How might we solve this?

Of course, there are methods to analytically solve this type of problem but by the time they are even explained we could have already written our simulation!

To solve this with a Monte Carlo simulation you need to sample from the Spinner 20 times, and return 1 if we are below 0 other wise we’ll return 0. We will repeat this 10,000 times to see how often it happens!

7.6 Using Functions

First, we are going to introduce the concept of a function. This is a piece of code which is encapsulated so then we can refer to it repeated via the name of the function rather than repeatedly writing those lines of code.
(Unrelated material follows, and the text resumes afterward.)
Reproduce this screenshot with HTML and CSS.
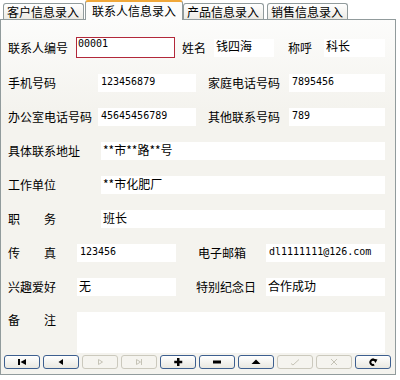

The function we will write will simulate one game as indicated above and return whether the number of points is less than zero.

# simulates a game of 20 spins
play_game <- function(){
    # picks a number from the list (1, -1, 2)
    # with probability 50%, 25% and 25% twenty times
  results <- sample(c(1, -1, 2), 20, replace = TRUE, prob = c(0.5, 0.25, 0.25))

  # function returns whether the sum of all the spins is < 1
  return(sum(results) < 0)
}

7.7 Simulating from function

Now we can use this function in a loop to play the game 100 times:

runs <- 100 # play the game 100 times

less_than_zero <- rep(0, runs) # vector to store outcome of each game
for (it in 1:runs) {
  # play the game by calling the function and store the outcome
  less_than_zero[it] <- play_game()
}

We can then compute the probability that, after twenty spins, we will have less than zero points:

prob_less_than_zero <- sum(less_than_zero)/runs
print(prob_less_than_zero)
## [1] 0

The probability is very low. This is not surprising since there is only a 25% chance of getting a point deduction on any spin and a 75% chance of gaining points. Try to increase the number of simulation runs to see if you can detect any games where you do find a negative score.

7.8 Problem: MC Expectation

  1. Modify your code to allow you to calculate the expected number of points after 20 spins.
  2. Simulate a game in which you have a maximum of 20 spins but you go “bust” once you hit a negative score and take this into account when you compute the expected end of game score.